Tuesday, March 4, 2014

When Legislature Hits Local Controls, Look To Special Interest Strings

Town governments in Wisconsin are fighting against fast-tracked, GOP-backed legislation that will prevent or restrict local officials and the citizens who elect them from regulating sand mines that impose health, safety, transportation and budget risks literally - - in the ground, air and water - -  at the grassroots.

That's because mining companies have gotten control of the legislative process, just as they did when a bill to benefit one out-of-state-open pit iron mining company was jammed through the Legislature at the expense of local governmental and even treaty-protected controls across the Bad River watershed in Northwest Wisconsin.

A fine summary by State Sen. Kathleen Vinehout:

This bill is far more dangerous than its earlier cousin. It will set precedence for every other mineral deposit in Wisconsin. Do we want sand mining next to Lake Delton? 
Industrial mining has its place. But it is a place that must be determined by the people who live in that neighborhood. Taking away the community’s ability to say ‘no’ is taking away local control.
Nobody likes Big Brother, they say.

But he's been hitting Milwaukee with extra-special mandates for years, such as a special 60-year-old legislated growth-busting freeze on the city boundaries.

Other communities have annexation powers, and borders are negotiated.

Not at Milwaukee's edges, benefiting suburban growth, influencing housing, transportation and transit decisions, and development, too.

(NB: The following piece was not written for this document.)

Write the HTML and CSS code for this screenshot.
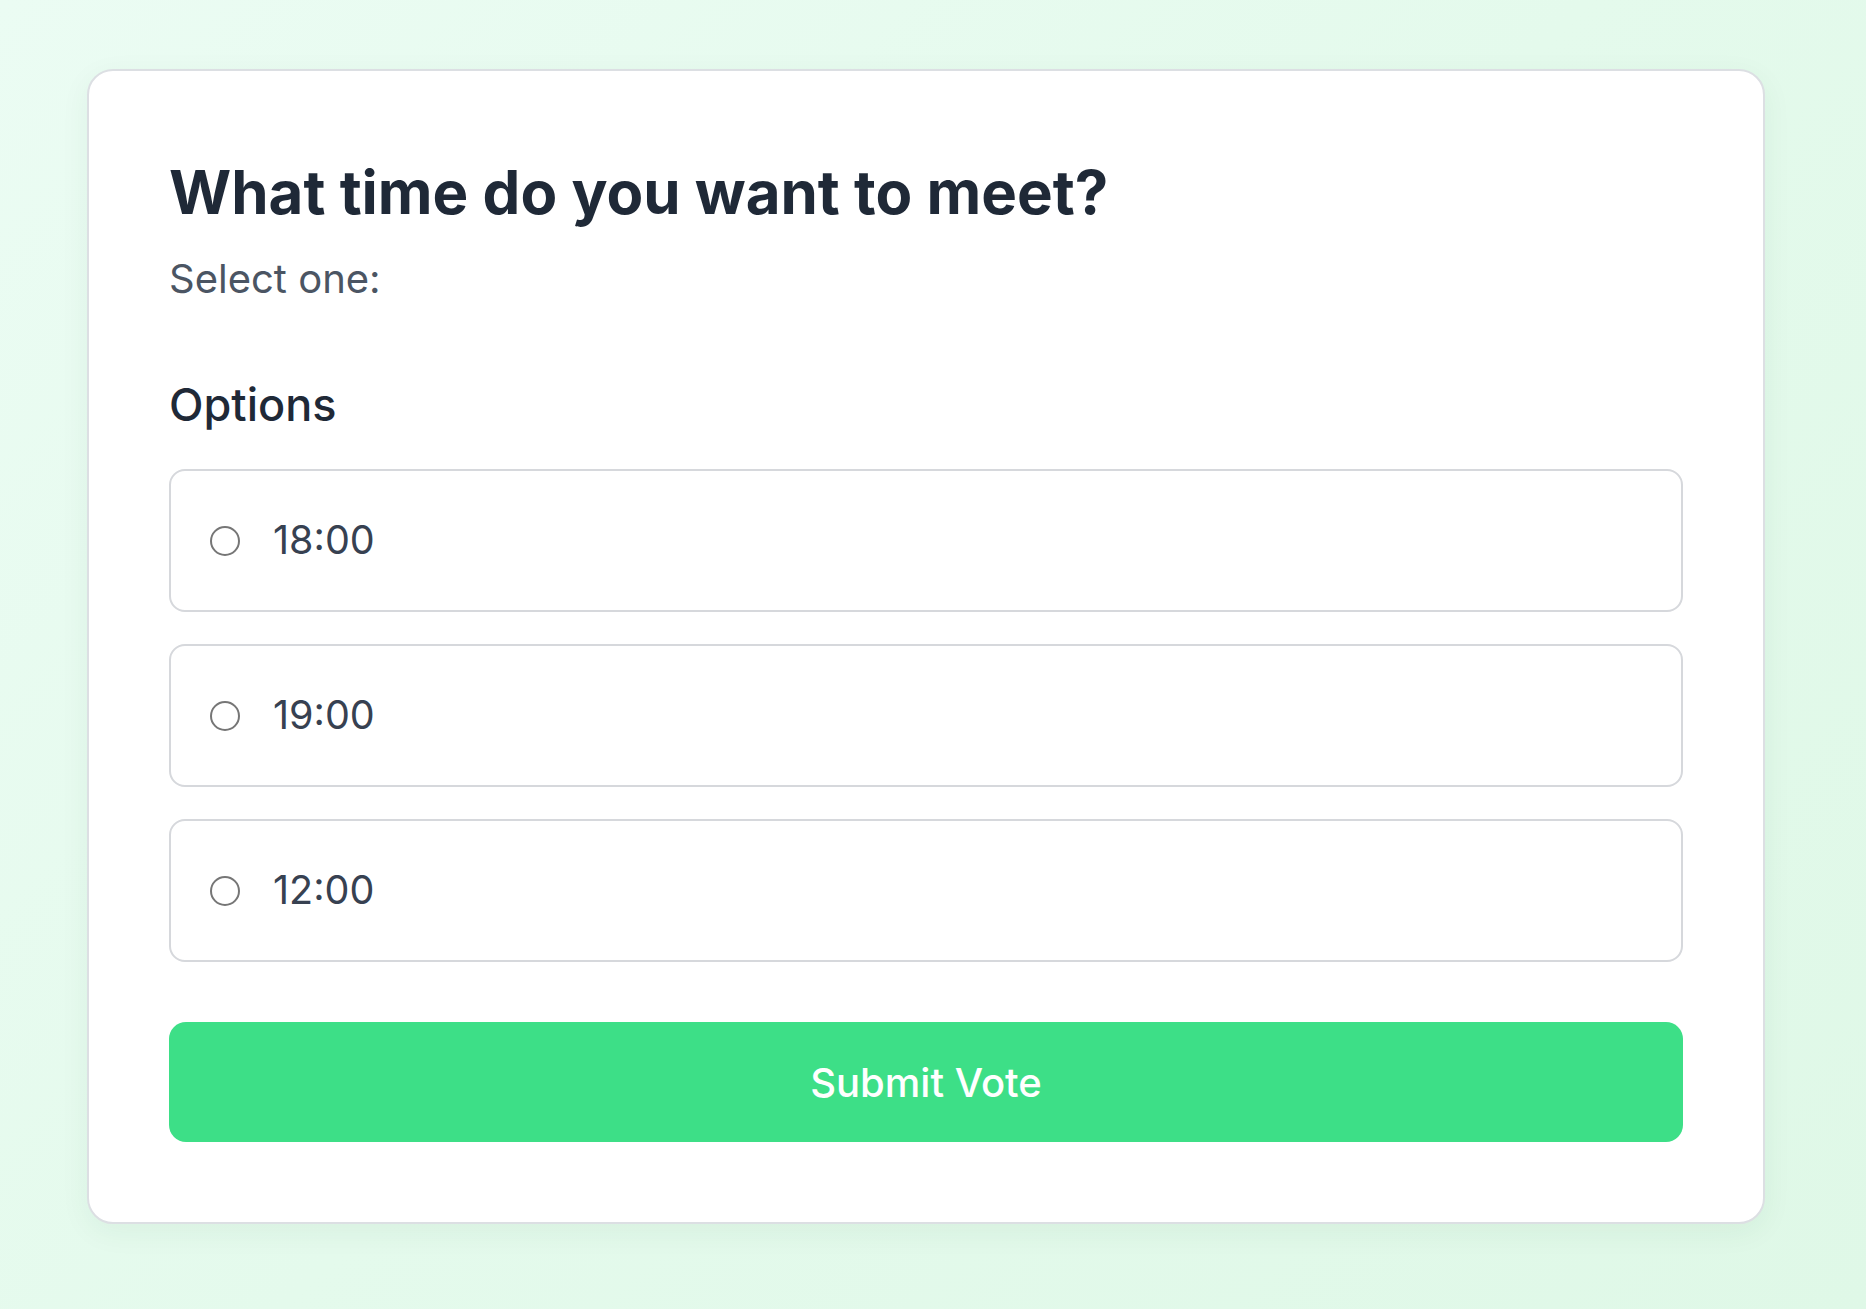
FILE: index.html
```html
<!DOCTYPE html>
<html>
<head>
  <title>Poll</title>
  <link rel="stylesheet" href="styles.css">
</head>
<body>
  <div class="page">
    <form class="poll-card" id="pollForm">
      <h1 class="poll-title">What time do you want to meet?</h1>
      <p class="poll-hint">Select one:</p>
      <h2 class="options-title">Options</h2>
      <div class="options">
        <label class="option" for="opt1">
          <input type="radio" id="opt1" name="time" value="18:00">
          <span class="option-text">18:00</span>
        </label>
        <label class="option" for="opt2">
          <input type="radio" id="opt2" name="time" value="19:00">
          <span class="option-text">19:00</span>
        </label>
        <label class="option" for="opt3">
          <input type="radio" id="opt3" name="time" value="12:00">
          <span class="option-text">12:00</span>
        </label>
      </div>
      <button type="button" class="submit-btn" id="submitBtn">Submit Vote</button>
    </form>
  </div>
</body>
</html>
```

FILE: styles.css
```css
html,
body {
  margin: 0;
  height: 100%;
}
body {
  font-family: Inter, "Noto Sans", sans-serif;
  background: linear-gradient(135deg, #ebfcf3 0%, #e4faec 50%, #dff8e7 100%);
  min-height: 1309px;
}
.page {
  padding: 69px 0 0 87px;
}
.poll-card {
  box-sizing: border-box;
  width: 1678px;
  padding: 80px 80px 80px;
  background-color: #ffffff;
  border: 2px solid #dcdfe3;
  border-radius: 26px;
  box-shadow: 0 8px 30px rgba(30, 80, 50, 0.06);
}
.poll-title {
  margin: 0;
  font-size: 60px;
  line-height: 82px;
  font-weight: 700;
  color: #1f2937;
}
.poll-hint {
  margin: 17px 0 0;
  font-size: 40px;
  line-height: 57px;
  color: #4b5563;
}
.options-title {
  margin: 67px 0 0;
  font-size: 45px;
  line-height: 62px;
  font-weight: 500;
  color: #1f2937;
}
.options {
  display: flex;
  flex-direction: column;
  gap: 32px;
  margin-top: 33px;
}
.option {
  box-sizing: border-box;
  display: flex;
  align-items: center;
  gap: 33px;
  height: 143px;
  padding: 0 39px;
  border: 2px solid #d6d8dc;
  border-radius: 16px;
  cursor: pointer;
}
.option input[type="radio"] {
  appearance: none;
  -webkit-appearance: none;
  box-sizing: border-box;
  width: 30px;
  height: 30px;
  margin: 0;
  border: 2px solid #767676;
  border-radius: 50%;
  background-color: #ffffff;
}
.option input[type="radio"]:checked {
  border: 9px solid #3ddf87;
}
.option-text {
  font-size: 39.5px;
  line-height: 1;
  color: #374151;
}
.submit-btn {
  display: block;
  width: 100%;
  height: 120px;
  margin-top: 60px;
  background-color: #3ddf87;
  color: #ffffff;
  border: none;
  border-radius: 17px;
  font-family: Inter, "Noto Sans", sans-serif;
  font-size: 40px;
  font-weight: 500;
  cursor: pointer;
}
.submit-btn:hover {
  background-color: #34d17c;
}
```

Milwaukee has also been drained of millions of dollars since the passage of a law with then-Gov. Tommy Thompson's support that forces Milwaukee taxpayers to pick up one-half of the salaries, plus some benefits, of two senior Milwaukee Police Association (union) officials at a cost of more than $200,000 a year.

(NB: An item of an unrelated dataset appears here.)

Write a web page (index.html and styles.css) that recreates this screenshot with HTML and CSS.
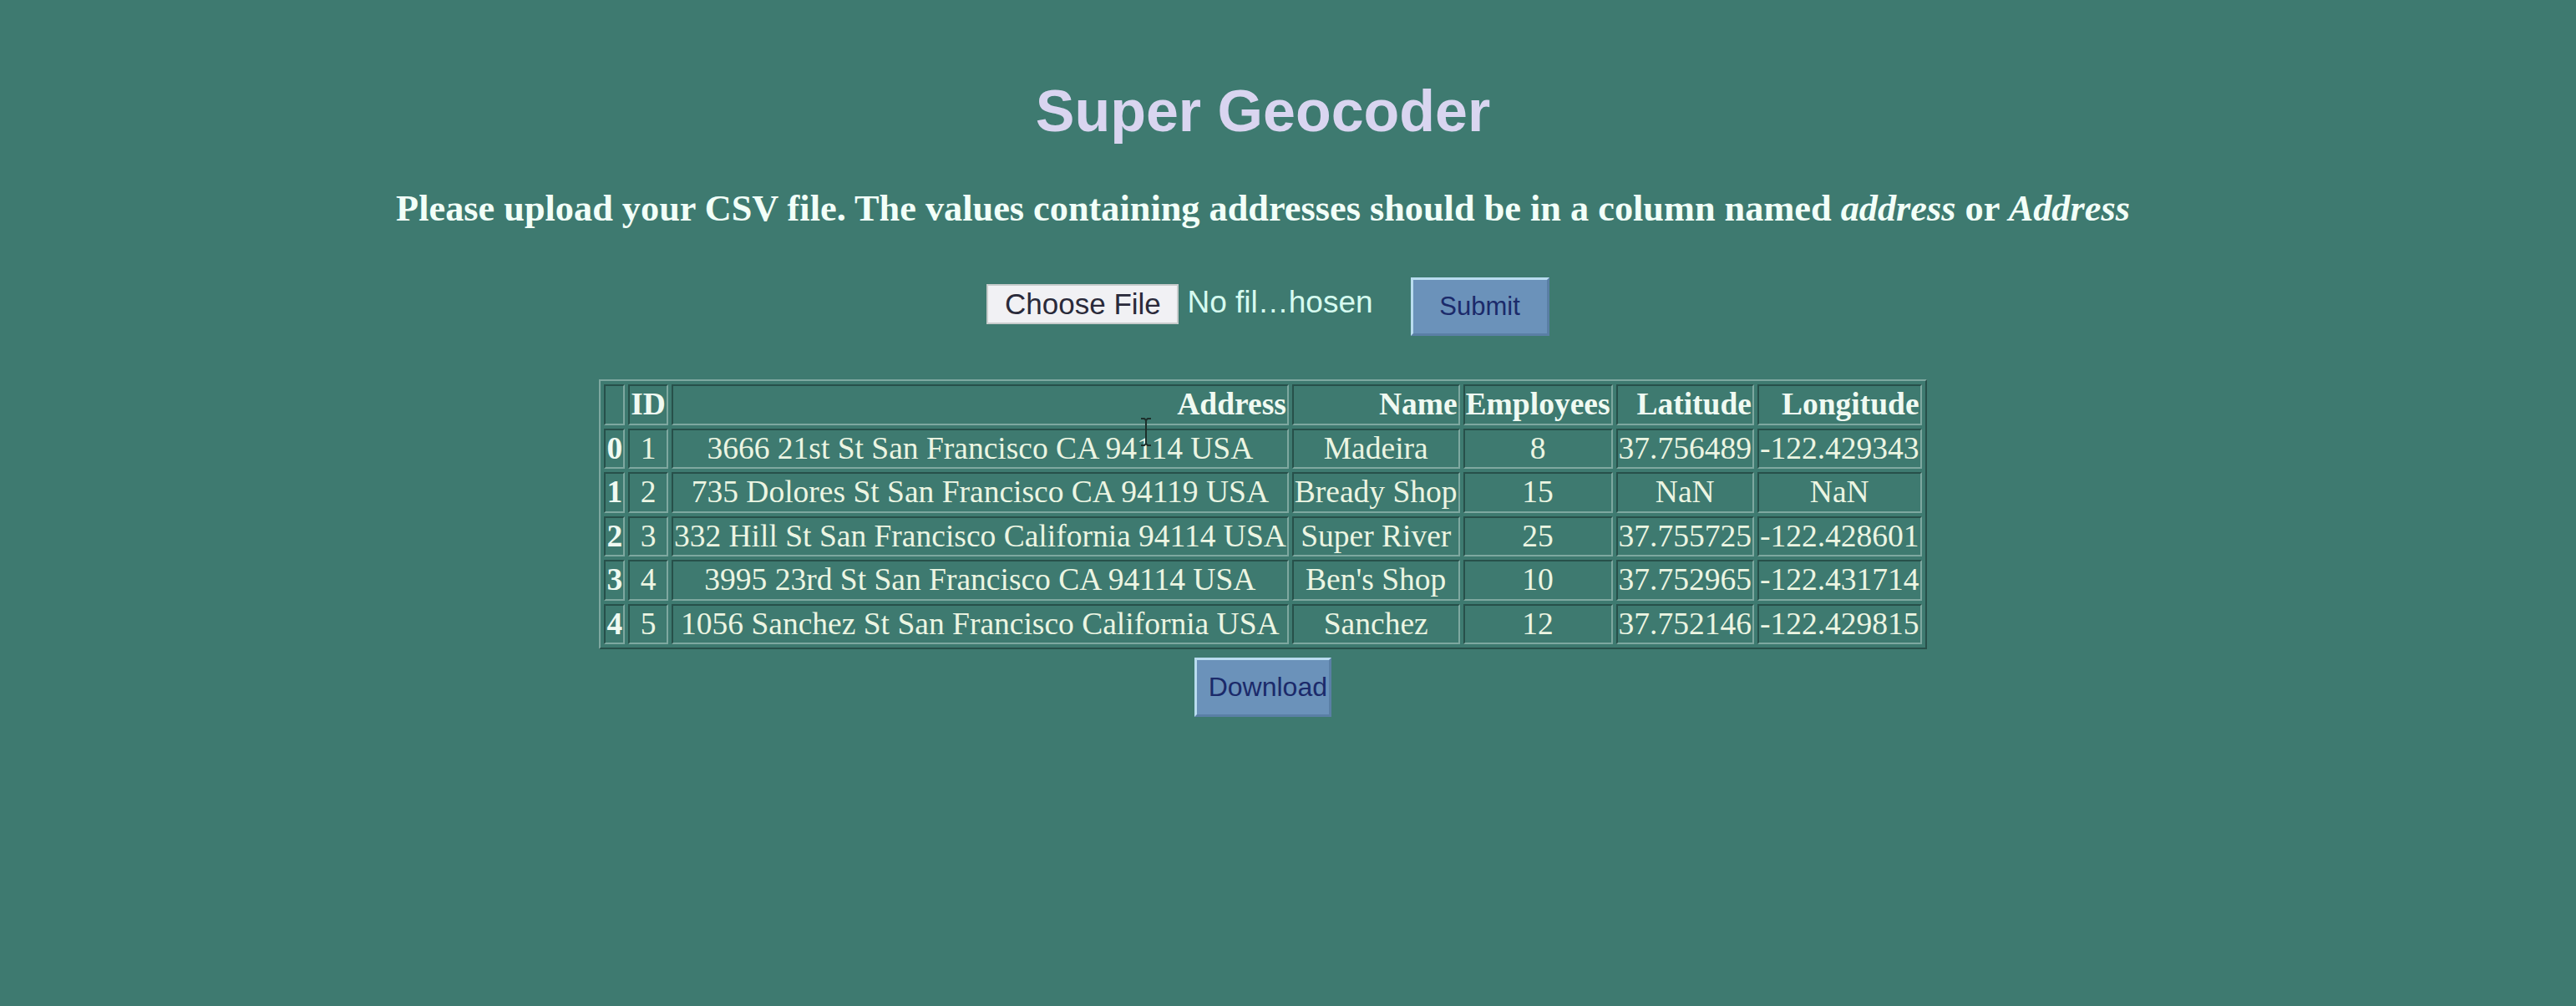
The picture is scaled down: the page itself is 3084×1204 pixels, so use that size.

That law saves the union money internally and lets it redirect dues revenues towards other things, like legal fees, or contract negotiations, or lobbying - - and the union has done well by the Walker administration which exempted its members from Act 10's public employee take-home pay reductions and further rewarded them by ending local residency requirements so their members could move to nearby suburbs.

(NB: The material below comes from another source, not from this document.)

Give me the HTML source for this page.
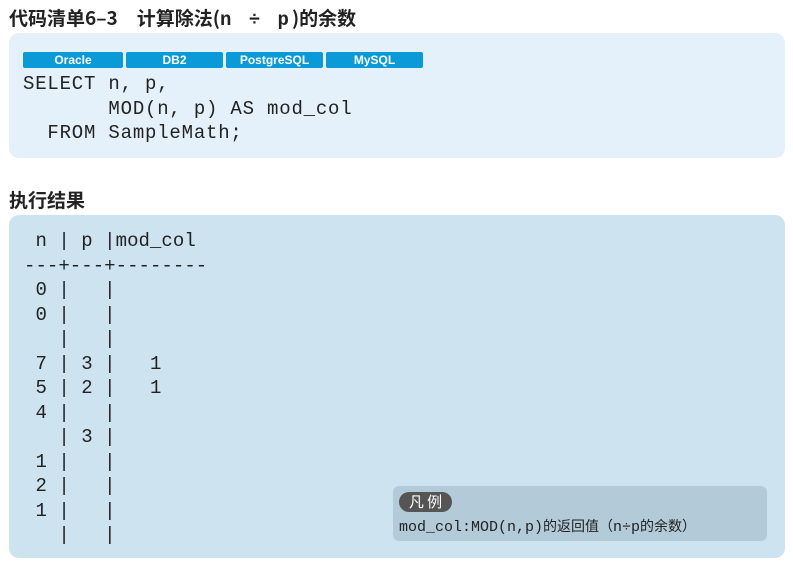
<!DOCTYPE html>
<html><head><meta charset="utf-8"><style>
body{margin:0;width:793px;height:568px;background:#fff;position:relative;overflow:hidden;font-family:"Liberation Sans","Noto Sans CJK SC",sans-serif}
.h{position:absolute;left:9px;font-weight:bold;font-size:19px;color:#222;font-family:"Noto Sans CJK SC","Liberation Sans",sans-serif}
.box{position:absolute;left:9px;width:776px;border-radius:10px}
pre{margin:0;position:absolute;font-family:"Liberation Mono",monospace;font-size:19px;color:#222;letter-spacing:0}
.b{position:absolute;top:52px;height:16px;background:#0a9ad8;color:#fff;font-weight:bold;font-size:12px;text-align:center;line-height:16px;border-radius:2px}
</style></head><body>
<div class="h" style="top:4px">代码清单6–3　计算除法(<span style="font-family:'Liberation Mono',monospace;letter-spacing:3px">n ÷ p</span>)的余数</div>
<div class="box" style="top:33px;height:125px;background:#e4f1fa"></div>
<div class="b" style="left:23px;width:100px">Oracle</div>
<div class="b" style="left:126px;width:97px">DB2</div>
<div class="b" style="left:226px;width:97px">PostgreSQL</div>
<div class="b" style="left:326px;width:97px">MySQL</div>
<pre style="left:23px;top:72px;line-height:24.5px;letter-spacing:0.8px">SELECT n, p,
       MOD(n, p) AS mod_col
  FROM SampleMath;</pre>
<div class="h" style="top:186px">执行结果</div>
<div class="box" style="top:215px;height:343px;background:#cde3f0"></div>
<pre style="left:24px;top:229px;line-height:24.5px;letter-spacing:0.05px"> n | p |mod_col
---+---+--------
 0 |   |
 0 |   |
   |   |
 7 | 3 |   1
 5 | 2 |   1
 4 |   |
   | 3 |
 1 |   |
 2 |   |
 1 |   |
   |   |</pre>
<div style="position:absolute;left:393px;top:486px;width:374px;height:55px;background:#b3cad8;border-radius:6px"></div>
<div style="position:absolute;left:399px;top:492px;width:53px;height:20px;background:#555;border-radius:10px;color:#fff;font-size:15px;line-height:20px;text-align:center;font-family:'Noto Sans CJK SC',sans-serif">凡 例</div>
<div style="position:absolute;left:399px;top:516px;font-size:14px;color:#222;white-space:nowrap;font-family:'Noto Sans CJK SC',sans-serif"><span style="font-family:'Liberation Mono',monospace;font-size:15px">mod_col:MOD(n,p)</span>的返回值（<span style="font-family:'Liberation Mono',monospace;font-size:15px">n÷p</span>的余数）</div>
</body></html>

Another example of the GOP's current wave of legislated local pre-emption: rolling back any local law establishing a higher minimum wage, thus cutting some workers' wages and local governments' ability to respond to what its constituencies want.

Where and when will this interference and arrogation from On High and Far Away run its course?

There was a time when Republicans put their purported philosophies into action by opposing Big Government mandates that told local taxpayers and their elected officials how to set priorities and spend money.

But with special interests calling the GOP's tune, and especially with a gerrymandered Legislature serving Scott Walker, those days are gone.